**Exercise brief**
Gather all lines with the word "this" in them.

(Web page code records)
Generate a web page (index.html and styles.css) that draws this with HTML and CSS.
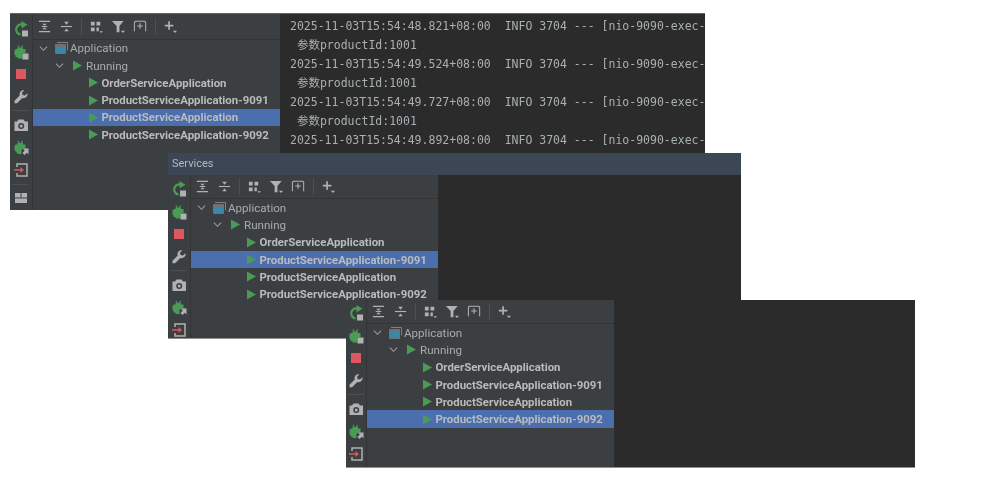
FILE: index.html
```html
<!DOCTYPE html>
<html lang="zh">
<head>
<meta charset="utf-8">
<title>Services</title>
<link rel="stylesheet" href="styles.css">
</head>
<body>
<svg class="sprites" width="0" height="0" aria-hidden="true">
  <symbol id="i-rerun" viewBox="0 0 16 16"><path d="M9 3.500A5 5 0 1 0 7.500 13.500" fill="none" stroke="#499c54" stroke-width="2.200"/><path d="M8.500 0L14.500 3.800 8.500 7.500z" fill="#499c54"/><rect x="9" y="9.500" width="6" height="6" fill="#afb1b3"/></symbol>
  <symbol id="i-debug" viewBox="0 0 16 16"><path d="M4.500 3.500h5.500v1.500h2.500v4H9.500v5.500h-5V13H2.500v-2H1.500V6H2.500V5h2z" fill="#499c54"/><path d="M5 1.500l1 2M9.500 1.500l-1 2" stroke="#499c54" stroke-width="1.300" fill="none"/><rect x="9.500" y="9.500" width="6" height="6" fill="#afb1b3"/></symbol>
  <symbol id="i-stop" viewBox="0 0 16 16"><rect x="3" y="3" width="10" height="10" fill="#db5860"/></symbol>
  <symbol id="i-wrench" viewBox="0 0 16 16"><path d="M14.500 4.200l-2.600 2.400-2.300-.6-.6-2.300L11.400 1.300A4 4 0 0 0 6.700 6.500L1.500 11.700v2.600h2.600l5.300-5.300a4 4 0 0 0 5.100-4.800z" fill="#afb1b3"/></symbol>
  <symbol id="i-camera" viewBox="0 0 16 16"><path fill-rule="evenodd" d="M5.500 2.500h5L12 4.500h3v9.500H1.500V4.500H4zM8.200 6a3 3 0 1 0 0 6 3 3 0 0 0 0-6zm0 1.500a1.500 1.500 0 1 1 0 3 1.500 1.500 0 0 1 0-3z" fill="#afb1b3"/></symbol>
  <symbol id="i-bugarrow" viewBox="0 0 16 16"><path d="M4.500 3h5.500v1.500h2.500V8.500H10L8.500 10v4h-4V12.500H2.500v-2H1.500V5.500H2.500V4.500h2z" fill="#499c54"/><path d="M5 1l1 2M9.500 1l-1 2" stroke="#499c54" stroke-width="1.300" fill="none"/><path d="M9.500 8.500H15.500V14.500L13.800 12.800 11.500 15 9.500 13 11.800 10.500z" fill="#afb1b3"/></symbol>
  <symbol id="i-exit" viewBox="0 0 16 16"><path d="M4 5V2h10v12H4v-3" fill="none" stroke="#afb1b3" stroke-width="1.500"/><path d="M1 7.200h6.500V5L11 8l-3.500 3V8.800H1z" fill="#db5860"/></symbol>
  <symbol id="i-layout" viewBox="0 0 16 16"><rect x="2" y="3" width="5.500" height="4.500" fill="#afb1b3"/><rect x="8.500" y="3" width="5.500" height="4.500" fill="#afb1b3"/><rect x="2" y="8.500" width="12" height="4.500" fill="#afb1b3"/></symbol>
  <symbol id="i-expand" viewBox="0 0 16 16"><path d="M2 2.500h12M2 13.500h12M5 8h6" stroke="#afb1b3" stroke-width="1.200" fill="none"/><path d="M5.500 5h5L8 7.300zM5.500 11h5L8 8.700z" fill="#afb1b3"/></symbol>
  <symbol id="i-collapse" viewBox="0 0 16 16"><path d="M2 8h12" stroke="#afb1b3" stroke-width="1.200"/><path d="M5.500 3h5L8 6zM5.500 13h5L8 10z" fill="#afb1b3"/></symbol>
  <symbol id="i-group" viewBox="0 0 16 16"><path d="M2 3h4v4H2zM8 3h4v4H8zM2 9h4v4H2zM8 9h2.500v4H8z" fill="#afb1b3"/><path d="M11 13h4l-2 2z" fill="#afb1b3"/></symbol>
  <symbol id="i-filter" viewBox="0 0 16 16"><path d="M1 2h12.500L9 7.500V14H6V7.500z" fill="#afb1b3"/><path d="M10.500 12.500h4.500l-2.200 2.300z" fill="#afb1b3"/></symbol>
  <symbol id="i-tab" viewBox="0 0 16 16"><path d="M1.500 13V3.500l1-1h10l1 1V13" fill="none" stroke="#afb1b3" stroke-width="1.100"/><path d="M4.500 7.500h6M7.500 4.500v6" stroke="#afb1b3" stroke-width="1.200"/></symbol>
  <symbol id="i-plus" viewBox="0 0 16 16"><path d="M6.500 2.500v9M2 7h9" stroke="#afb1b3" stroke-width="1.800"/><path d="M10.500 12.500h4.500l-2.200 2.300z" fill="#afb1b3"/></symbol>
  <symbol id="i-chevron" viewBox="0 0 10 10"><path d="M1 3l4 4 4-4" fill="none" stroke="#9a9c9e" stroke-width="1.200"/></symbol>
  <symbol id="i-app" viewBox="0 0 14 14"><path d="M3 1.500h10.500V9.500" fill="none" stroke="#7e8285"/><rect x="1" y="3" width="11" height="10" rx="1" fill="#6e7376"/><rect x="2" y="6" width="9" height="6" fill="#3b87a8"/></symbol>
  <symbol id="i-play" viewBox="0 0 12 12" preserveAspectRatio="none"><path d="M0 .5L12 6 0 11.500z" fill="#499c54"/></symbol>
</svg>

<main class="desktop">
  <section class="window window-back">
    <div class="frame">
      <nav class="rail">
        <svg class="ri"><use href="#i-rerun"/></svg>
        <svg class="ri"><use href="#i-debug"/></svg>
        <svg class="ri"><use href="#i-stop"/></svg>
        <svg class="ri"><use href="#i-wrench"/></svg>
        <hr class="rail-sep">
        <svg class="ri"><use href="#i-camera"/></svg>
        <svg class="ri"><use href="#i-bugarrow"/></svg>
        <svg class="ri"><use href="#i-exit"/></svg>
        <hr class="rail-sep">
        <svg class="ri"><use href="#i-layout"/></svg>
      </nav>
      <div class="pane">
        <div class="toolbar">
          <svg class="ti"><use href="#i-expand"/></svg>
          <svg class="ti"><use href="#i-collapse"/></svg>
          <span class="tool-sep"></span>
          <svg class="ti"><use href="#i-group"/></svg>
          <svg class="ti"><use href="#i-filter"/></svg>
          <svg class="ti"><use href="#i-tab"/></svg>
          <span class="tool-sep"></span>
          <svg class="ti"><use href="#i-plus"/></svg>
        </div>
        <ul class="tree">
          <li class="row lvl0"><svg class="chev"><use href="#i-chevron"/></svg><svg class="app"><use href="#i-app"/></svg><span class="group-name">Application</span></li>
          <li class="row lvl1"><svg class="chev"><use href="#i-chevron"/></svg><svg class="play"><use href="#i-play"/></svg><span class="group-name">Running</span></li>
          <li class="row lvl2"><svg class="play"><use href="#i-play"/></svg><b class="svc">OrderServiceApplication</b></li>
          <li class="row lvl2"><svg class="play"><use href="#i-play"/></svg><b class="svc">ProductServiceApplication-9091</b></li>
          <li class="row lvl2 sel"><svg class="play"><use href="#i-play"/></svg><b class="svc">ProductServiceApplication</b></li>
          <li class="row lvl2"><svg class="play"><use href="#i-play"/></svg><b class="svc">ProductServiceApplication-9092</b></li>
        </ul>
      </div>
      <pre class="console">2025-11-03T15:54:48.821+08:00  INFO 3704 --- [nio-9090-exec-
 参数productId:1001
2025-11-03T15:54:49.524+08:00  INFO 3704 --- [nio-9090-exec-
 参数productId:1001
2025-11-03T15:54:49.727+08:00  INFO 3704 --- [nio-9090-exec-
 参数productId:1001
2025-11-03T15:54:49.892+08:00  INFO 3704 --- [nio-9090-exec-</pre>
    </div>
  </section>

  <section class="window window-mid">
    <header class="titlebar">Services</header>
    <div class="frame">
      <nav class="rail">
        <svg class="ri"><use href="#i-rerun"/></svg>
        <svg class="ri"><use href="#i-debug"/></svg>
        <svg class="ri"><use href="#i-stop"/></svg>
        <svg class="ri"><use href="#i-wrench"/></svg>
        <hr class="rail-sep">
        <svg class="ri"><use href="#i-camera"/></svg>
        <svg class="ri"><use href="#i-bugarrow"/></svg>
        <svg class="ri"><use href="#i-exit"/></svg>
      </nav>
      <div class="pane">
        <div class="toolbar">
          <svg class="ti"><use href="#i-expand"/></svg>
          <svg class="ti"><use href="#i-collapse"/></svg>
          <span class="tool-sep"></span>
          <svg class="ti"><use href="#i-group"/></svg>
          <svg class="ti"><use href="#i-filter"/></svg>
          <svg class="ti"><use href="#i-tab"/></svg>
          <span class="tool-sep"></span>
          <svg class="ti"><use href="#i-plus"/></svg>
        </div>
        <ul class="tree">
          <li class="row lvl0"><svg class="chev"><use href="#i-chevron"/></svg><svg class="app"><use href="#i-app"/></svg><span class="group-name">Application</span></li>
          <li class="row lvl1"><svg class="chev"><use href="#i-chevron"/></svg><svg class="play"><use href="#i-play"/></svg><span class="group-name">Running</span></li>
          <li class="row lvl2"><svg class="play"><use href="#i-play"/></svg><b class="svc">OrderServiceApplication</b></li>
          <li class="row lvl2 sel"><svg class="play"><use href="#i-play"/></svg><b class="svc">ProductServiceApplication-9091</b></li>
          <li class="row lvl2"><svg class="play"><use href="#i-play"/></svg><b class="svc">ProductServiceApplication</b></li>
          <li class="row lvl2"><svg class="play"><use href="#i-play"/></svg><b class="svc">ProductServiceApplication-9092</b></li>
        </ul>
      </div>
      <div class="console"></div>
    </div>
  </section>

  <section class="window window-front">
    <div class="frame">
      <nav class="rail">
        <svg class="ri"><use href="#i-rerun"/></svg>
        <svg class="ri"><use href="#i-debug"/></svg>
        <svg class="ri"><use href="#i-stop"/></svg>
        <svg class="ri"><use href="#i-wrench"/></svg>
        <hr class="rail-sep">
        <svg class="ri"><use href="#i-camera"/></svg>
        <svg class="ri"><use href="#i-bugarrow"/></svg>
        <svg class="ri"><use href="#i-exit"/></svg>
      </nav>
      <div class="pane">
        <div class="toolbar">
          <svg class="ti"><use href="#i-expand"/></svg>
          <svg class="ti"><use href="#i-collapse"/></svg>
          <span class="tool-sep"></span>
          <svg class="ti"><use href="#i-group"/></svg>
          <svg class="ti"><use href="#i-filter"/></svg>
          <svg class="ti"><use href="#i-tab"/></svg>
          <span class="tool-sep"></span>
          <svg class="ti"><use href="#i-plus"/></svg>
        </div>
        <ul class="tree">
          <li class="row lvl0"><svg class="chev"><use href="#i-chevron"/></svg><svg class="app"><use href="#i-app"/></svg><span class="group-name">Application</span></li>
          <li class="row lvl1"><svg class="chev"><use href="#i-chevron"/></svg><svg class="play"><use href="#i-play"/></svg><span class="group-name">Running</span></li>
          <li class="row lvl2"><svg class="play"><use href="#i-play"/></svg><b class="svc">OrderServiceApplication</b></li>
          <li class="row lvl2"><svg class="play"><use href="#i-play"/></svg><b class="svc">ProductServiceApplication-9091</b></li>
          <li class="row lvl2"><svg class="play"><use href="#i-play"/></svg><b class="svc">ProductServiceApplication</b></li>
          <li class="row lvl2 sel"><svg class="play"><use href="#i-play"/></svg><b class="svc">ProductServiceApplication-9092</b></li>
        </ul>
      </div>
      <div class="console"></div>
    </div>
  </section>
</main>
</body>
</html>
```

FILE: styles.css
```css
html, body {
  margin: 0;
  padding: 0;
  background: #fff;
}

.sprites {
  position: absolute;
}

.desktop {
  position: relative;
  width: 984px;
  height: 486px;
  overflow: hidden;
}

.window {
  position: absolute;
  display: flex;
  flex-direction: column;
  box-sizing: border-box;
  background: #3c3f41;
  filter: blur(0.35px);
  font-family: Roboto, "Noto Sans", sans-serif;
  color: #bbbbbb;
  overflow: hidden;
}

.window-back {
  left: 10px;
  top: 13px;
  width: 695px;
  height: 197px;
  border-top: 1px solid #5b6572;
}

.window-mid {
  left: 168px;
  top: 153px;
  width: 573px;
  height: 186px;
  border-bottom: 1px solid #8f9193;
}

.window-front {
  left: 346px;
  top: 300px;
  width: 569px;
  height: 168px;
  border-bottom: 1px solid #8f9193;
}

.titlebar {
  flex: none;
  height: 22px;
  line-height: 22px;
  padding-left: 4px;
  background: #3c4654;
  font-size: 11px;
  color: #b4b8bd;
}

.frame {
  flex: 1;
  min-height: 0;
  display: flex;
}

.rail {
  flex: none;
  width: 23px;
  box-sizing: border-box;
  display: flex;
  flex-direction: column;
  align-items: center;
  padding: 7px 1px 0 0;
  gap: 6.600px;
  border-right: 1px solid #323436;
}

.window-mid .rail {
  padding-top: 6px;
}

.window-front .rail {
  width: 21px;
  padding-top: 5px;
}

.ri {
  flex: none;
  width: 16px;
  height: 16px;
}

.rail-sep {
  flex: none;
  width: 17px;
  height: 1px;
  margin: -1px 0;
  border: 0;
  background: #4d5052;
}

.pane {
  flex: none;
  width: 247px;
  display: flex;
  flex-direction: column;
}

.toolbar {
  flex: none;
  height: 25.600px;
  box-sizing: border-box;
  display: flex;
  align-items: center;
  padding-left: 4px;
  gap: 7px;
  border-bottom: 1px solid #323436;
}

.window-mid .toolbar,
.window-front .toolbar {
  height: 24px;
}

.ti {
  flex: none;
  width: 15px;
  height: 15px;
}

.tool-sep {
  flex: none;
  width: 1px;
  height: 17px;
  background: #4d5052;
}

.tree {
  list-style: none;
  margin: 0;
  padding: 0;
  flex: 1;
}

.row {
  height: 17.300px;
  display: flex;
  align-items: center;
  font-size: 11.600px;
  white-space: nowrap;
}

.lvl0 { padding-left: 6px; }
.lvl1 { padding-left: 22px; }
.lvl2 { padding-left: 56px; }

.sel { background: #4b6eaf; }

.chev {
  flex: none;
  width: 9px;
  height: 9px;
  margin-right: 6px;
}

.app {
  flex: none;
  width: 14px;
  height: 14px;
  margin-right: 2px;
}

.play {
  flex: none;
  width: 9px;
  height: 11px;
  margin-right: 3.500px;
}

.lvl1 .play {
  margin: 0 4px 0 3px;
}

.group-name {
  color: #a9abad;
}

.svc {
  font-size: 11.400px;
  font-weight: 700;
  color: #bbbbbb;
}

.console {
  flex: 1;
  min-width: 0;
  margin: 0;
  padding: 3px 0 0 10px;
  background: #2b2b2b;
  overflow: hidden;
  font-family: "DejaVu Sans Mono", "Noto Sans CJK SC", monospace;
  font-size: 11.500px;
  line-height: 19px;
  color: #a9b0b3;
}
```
---
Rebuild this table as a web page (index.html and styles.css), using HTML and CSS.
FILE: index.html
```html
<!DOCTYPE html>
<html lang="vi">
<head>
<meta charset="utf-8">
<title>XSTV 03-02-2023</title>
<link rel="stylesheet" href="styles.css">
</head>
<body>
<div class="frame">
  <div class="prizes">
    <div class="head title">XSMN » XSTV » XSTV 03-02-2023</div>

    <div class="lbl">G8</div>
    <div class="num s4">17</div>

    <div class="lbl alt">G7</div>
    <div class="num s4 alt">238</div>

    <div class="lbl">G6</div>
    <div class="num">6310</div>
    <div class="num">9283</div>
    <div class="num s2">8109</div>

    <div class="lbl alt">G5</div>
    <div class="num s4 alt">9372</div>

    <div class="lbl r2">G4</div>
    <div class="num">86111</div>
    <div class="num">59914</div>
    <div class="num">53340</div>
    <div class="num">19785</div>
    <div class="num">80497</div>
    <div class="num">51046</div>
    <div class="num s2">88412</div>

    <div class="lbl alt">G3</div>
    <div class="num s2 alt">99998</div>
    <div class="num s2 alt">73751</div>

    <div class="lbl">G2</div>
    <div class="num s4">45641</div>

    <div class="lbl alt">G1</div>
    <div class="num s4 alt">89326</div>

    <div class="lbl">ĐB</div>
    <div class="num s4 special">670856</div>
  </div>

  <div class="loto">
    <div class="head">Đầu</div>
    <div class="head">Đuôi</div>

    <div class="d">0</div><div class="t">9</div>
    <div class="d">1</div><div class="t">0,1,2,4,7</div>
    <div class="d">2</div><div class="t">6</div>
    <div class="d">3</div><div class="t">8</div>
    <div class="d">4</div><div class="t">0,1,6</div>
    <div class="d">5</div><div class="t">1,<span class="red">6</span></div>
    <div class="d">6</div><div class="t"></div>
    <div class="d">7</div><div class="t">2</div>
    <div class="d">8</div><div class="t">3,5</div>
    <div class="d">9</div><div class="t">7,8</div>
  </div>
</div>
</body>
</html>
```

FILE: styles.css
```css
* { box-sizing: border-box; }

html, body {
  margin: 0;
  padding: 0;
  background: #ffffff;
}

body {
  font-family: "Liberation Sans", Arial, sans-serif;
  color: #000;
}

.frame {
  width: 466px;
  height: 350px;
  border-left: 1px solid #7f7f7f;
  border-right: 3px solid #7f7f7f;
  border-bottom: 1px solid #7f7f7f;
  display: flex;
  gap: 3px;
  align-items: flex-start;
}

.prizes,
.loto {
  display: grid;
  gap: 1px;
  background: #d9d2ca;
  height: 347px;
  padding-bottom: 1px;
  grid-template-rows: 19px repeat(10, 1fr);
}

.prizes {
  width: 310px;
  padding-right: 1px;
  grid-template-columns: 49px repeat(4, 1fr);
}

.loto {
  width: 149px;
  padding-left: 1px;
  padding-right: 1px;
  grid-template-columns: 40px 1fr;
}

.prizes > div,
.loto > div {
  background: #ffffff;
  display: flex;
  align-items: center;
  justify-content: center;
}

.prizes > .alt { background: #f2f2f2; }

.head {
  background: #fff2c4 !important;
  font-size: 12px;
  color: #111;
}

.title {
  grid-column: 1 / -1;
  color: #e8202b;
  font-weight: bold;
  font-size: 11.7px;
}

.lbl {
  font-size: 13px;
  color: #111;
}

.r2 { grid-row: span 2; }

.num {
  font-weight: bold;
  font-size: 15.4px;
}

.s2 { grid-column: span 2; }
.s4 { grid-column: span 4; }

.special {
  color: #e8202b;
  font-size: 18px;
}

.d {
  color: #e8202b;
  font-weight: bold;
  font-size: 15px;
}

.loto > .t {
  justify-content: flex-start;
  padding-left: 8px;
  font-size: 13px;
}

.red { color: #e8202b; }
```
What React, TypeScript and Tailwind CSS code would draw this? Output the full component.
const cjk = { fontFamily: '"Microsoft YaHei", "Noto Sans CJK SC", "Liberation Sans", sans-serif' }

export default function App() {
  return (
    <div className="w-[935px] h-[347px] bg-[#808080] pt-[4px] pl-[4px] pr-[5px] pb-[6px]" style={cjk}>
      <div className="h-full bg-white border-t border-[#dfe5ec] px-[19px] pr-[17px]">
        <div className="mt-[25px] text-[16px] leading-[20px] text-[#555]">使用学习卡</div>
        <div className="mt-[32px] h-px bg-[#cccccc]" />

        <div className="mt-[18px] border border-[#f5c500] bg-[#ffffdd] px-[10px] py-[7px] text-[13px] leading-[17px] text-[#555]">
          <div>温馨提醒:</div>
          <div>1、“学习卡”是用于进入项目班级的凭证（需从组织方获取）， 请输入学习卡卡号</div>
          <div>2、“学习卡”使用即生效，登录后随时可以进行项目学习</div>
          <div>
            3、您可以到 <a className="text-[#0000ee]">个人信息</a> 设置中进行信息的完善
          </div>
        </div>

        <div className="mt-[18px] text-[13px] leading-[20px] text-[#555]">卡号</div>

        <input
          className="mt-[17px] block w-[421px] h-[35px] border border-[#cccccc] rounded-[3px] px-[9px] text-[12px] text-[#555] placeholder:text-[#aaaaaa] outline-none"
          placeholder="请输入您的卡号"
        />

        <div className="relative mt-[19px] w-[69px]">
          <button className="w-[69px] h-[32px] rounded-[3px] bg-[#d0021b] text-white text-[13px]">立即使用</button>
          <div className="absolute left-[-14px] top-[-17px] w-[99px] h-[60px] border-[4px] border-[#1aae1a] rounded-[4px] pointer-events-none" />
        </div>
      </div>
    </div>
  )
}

**Task answer**
Generate a web page (index.html and styles.css) that draws this with HTML and CSS.
Rebuild this table as a web page (index.html and styles.css), using HTML and CSS.
What React, TypeScript and Tailwind CSS code would draw this? Output the full component.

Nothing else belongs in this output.